EXERCISE PROMPT: Repeat verbatim, and only, the lines of the data below, beginning at the line that contains "Write the React, TypeScript" and stopping after the line that contains "const INNER = 202;".
[START]
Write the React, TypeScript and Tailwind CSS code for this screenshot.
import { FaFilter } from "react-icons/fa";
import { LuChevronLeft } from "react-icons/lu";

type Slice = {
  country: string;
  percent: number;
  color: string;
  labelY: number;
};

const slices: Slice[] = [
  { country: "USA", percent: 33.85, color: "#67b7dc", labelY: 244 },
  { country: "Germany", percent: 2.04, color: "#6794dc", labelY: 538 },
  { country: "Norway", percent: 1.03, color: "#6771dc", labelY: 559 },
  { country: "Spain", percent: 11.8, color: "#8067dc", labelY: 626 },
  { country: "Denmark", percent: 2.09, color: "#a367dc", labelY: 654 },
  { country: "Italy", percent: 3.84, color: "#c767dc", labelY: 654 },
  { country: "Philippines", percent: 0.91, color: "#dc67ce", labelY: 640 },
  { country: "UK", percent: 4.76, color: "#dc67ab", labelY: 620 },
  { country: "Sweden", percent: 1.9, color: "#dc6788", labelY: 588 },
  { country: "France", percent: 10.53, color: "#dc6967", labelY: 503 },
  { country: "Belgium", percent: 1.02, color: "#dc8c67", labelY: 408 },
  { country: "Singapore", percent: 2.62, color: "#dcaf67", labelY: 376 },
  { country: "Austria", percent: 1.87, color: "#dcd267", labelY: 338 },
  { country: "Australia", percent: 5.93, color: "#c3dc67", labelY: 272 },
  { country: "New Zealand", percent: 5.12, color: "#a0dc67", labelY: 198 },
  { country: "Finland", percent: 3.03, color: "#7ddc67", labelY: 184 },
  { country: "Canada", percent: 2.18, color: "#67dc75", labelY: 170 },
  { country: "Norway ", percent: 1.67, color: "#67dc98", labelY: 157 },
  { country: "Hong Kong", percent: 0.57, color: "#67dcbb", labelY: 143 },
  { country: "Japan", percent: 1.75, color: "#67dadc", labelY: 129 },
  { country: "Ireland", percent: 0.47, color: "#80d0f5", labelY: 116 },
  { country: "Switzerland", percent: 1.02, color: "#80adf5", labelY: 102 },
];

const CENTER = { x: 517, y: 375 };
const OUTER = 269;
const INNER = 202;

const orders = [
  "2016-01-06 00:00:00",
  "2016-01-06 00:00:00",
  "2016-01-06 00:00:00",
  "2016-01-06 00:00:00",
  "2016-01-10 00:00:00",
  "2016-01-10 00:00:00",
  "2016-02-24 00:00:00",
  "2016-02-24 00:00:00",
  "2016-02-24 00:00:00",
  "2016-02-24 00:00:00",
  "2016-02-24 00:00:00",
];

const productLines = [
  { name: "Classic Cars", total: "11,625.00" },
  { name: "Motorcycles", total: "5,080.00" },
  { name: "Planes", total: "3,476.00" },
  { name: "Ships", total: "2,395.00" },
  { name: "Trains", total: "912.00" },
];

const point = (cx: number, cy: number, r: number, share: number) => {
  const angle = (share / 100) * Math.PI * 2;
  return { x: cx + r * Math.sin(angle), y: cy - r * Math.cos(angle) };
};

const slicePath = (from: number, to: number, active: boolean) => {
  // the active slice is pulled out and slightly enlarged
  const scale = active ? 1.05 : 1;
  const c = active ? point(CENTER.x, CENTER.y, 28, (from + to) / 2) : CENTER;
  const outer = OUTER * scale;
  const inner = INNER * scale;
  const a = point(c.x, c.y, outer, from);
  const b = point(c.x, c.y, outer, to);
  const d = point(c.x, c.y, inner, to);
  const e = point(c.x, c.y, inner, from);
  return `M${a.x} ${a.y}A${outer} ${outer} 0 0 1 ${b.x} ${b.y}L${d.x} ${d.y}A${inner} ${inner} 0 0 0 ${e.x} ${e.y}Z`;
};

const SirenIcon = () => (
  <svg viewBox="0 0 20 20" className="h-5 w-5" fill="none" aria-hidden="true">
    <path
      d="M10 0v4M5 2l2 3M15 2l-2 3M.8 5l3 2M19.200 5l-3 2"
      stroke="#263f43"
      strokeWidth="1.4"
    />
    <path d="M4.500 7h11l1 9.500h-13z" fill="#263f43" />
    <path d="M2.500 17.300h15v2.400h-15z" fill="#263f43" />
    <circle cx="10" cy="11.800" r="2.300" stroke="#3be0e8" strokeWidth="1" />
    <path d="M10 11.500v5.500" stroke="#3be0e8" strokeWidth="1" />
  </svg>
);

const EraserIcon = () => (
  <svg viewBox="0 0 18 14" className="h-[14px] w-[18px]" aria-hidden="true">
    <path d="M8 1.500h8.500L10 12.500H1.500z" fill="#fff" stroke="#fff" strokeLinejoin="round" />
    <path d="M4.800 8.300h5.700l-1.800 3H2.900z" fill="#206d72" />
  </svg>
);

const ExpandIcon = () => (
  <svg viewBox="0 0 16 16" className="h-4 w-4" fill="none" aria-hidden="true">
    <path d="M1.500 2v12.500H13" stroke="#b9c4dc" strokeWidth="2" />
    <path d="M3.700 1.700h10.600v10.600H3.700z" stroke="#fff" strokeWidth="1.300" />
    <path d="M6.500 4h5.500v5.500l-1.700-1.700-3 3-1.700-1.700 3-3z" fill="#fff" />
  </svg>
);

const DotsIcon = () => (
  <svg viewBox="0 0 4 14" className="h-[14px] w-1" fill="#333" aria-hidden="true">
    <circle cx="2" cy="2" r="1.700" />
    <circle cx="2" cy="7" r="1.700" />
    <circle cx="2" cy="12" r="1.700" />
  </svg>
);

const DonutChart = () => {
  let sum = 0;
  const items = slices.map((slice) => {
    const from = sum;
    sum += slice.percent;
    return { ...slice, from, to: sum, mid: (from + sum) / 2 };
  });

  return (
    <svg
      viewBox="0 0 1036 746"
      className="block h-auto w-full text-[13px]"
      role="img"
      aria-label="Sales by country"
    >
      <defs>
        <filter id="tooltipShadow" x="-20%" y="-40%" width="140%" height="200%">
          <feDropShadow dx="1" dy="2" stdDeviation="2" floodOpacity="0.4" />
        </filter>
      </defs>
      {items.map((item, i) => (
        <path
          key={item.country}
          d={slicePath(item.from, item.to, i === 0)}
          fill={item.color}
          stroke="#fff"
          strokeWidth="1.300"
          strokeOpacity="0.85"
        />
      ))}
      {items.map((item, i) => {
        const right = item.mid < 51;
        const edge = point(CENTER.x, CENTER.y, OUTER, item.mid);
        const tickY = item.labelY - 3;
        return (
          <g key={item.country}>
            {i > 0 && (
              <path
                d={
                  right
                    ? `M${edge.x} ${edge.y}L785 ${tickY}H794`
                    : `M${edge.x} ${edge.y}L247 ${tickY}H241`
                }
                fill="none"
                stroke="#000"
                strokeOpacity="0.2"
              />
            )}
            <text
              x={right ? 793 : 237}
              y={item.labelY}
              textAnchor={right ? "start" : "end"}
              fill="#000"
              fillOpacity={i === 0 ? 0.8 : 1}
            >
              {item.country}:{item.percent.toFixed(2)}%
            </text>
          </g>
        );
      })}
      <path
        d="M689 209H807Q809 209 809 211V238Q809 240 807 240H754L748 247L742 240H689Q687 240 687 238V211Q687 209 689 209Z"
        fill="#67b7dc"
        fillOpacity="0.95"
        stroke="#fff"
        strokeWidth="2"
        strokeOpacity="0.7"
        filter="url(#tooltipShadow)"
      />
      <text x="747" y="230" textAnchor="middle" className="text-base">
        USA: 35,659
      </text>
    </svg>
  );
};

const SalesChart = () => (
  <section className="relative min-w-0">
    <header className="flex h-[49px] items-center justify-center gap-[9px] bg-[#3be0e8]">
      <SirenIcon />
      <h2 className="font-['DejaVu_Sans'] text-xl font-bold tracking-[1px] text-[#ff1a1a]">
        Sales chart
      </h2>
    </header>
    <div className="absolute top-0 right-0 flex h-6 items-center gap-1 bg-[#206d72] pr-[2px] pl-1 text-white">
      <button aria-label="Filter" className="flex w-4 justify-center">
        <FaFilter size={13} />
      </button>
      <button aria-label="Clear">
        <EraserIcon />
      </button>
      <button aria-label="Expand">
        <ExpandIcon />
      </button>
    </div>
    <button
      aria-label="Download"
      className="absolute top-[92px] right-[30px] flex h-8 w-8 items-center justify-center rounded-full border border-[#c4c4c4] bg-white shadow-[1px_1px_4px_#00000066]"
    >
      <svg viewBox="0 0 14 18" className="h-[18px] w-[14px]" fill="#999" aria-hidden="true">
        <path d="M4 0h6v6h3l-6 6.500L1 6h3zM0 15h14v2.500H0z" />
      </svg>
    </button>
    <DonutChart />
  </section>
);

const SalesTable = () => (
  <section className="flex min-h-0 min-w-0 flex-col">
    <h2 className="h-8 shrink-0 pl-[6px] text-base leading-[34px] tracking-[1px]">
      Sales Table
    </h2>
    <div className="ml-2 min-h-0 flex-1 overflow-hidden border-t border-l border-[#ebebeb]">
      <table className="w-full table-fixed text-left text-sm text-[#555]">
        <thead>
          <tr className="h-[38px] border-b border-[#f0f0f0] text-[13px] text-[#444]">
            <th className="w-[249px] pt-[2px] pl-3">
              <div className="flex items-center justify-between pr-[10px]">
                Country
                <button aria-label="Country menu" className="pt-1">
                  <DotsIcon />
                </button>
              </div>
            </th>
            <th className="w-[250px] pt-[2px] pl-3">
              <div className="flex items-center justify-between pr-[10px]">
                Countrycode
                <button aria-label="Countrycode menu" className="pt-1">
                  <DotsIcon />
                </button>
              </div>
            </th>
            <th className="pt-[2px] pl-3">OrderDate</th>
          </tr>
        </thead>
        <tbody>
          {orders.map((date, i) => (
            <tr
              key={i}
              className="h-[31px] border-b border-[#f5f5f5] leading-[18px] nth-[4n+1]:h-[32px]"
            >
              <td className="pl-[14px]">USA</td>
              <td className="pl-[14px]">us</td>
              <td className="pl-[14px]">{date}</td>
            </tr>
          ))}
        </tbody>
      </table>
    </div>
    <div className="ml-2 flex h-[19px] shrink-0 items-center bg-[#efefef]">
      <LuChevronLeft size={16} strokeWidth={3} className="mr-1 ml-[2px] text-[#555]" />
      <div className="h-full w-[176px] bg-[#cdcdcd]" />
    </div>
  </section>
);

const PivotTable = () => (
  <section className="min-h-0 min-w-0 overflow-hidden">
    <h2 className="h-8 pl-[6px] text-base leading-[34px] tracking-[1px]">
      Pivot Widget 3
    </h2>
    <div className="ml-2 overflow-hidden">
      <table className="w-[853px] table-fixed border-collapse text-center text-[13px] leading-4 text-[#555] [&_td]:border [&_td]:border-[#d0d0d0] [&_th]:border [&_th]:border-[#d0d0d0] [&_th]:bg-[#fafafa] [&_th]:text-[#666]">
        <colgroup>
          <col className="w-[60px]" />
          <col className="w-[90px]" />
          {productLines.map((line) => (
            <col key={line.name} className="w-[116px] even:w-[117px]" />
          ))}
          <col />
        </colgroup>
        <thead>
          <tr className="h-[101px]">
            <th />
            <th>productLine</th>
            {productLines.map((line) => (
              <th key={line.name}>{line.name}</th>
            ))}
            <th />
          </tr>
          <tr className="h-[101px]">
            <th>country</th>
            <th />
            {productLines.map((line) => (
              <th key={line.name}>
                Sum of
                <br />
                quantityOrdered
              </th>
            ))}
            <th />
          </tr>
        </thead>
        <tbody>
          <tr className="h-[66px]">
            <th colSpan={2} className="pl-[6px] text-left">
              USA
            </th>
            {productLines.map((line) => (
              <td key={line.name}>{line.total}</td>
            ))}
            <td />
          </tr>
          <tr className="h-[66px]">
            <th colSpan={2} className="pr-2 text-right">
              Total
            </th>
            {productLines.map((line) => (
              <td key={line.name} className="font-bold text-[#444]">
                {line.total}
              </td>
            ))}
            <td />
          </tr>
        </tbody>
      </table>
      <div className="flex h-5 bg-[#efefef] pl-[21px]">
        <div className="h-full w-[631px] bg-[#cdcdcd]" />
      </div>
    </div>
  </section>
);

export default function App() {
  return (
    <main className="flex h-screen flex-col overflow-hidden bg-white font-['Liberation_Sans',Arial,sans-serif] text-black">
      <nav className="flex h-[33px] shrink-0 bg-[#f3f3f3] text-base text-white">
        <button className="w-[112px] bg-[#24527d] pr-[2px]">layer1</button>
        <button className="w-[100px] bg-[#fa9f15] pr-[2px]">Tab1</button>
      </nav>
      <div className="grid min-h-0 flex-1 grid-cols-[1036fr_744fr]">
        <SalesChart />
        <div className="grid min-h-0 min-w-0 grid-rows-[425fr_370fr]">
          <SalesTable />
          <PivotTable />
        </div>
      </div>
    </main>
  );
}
[END]
[START]
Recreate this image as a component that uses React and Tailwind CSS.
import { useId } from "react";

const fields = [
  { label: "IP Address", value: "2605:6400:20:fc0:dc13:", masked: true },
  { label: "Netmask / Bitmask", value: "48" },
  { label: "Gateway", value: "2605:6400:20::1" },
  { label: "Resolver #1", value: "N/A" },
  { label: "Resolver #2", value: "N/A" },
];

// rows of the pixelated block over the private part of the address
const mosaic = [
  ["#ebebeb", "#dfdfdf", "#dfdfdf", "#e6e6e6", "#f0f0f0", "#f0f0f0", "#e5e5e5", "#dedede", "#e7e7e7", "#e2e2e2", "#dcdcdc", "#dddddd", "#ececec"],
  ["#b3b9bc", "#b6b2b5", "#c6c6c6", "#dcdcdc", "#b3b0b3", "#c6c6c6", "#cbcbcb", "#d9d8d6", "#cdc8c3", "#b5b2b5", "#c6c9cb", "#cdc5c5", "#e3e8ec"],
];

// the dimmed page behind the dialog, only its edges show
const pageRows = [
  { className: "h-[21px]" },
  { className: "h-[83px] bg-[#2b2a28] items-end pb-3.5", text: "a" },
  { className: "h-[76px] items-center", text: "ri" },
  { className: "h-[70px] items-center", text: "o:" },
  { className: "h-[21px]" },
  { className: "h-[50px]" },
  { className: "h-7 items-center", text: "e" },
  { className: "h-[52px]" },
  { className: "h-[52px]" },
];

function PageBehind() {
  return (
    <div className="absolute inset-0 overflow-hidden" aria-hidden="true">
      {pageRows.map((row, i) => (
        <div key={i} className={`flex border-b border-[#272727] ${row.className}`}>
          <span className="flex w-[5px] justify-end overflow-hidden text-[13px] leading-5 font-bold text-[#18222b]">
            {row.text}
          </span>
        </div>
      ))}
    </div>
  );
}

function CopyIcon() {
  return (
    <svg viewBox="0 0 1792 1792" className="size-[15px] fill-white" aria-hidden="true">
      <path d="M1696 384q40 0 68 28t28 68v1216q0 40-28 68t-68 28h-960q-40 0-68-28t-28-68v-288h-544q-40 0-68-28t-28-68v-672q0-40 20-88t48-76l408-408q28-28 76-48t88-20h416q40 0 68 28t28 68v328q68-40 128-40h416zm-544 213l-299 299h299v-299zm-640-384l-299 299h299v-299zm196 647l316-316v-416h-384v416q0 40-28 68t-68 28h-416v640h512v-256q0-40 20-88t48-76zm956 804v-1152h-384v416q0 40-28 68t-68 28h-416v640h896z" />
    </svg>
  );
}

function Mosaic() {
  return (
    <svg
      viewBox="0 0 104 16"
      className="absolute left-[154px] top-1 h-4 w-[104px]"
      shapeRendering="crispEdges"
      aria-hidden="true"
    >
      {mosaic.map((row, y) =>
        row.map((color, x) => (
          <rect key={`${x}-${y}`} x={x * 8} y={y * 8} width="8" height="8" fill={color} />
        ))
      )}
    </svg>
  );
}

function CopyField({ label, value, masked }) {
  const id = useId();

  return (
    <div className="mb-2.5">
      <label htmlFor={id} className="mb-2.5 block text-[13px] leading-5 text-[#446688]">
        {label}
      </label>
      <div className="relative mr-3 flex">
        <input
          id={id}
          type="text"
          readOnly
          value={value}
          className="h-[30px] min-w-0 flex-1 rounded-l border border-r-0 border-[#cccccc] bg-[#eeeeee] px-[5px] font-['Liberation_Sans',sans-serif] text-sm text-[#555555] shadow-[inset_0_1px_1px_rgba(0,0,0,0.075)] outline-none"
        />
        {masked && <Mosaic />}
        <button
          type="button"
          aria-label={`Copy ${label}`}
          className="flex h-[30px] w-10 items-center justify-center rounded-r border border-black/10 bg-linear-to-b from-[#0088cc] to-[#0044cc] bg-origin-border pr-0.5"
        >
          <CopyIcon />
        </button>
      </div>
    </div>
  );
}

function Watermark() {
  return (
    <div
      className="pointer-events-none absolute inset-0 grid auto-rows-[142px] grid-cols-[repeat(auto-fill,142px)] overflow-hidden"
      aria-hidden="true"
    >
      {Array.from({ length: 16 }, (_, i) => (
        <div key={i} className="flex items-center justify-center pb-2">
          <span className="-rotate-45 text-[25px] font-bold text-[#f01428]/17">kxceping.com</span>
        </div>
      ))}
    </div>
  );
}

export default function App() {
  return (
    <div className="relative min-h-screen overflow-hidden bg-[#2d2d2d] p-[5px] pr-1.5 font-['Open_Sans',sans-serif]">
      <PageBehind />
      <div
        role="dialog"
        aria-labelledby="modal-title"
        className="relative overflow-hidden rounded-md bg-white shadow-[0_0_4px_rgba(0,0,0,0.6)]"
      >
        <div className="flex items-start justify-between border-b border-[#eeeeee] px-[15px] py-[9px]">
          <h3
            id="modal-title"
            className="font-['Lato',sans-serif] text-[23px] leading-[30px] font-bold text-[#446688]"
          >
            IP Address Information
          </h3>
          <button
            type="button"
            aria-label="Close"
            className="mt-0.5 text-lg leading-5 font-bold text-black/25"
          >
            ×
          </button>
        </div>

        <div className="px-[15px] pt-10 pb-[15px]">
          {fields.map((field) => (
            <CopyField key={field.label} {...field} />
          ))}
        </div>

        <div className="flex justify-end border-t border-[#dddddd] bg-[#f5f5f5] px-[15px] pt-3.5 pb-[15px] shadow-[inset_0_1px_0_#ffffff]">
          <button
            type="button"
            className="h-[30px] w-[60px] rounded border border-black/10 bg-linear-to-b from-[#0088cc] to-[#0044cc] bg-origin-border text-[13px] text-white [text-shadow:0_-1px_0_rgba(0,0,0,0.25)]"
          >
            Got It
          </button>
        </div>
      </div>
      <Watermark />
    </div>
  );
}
[END]
PROBLEM SOLUTION:
Write the React, TypeScript and Tailwind CSS code for this screenshot.
import { FaFilter } from "react-icons/fa";
import { LuChevronLeft } from "react-icons/lu";

type Slice = {
  country: string;
  percent: number;
  color: string;
  labelY: number;
};

const slices: Slice[] = [
  { country: "USA", percent: 33.85, color: "#67b7dc", labelY: 244 },
  { country: "Germany", percent: 2.04, color: "#6794dc", labelY: 538 },
  { country: "Norway", percent: 1.03, color: "#6771dc", labelY: 559 },
  { country: "Spain", percent: 11.8, color: "#8067dc", labelY: 626 },
  { country: "Denmark", percent: 2.09, color: "#a367dc", labelY: 654 },
  { country: "Italy", percent: 3.84, color: "#c767dc", labelY: 654 },
  { country: "Philippines", percent: 0.91, color: "#dc67ce", labelY: 640 },
  { country: "UK", percent: 4.76, color: "#dc67ab", labelY: 620 },
  { country: "Sweden", percent: 1.9, color: "#dc6788", labelY: 588 },
  { country: "France", percent: 10.53, color: "#dc6967", labelY: 503 },
  { country: "Belgium", percent: 1.02, color: "#dc8c67", labelY: 408 },
  { country: "Singapore", percent: 2.62, color: "#dcaf67", labelY: 376 },
  { country: "Austria", percent: 1.87, color: "#dcd267", labelY: 338 },
  { country: "Australia", percent: 5.93, color: "#c3dc67", labelY: 272 },
  { country: "New Zealand", percent: 5.12, color: "#a0dc67", labelY: 198 },
  { country: "Finland", percent: 3.03, color: "#7ddc67", labelY: 184 },
  { country: "Canada", percent: 2.18, color: "#67dc75", labelY: 170 },
  { country: "Norway ", percent: 1.67, color: "#67dc98", labelY: 157 },
  { country: "Hong Kong", percent: 0.57, color: "#67dcbb", labelY: 143 },
  { country: "Japan", percent: 1.75, color: "#67dadc", labelY: 129 },
  { country: "Ireland", percent: 0.47, color: "#80d0f5", labelY: 116 },
  { country: "Switzerland", percent: 1.02, color: "#80adf5", labelY: 102 },
];

const CENTER = { x: 517, y: 375 };
const OUTER = 269;
const INNER = 202;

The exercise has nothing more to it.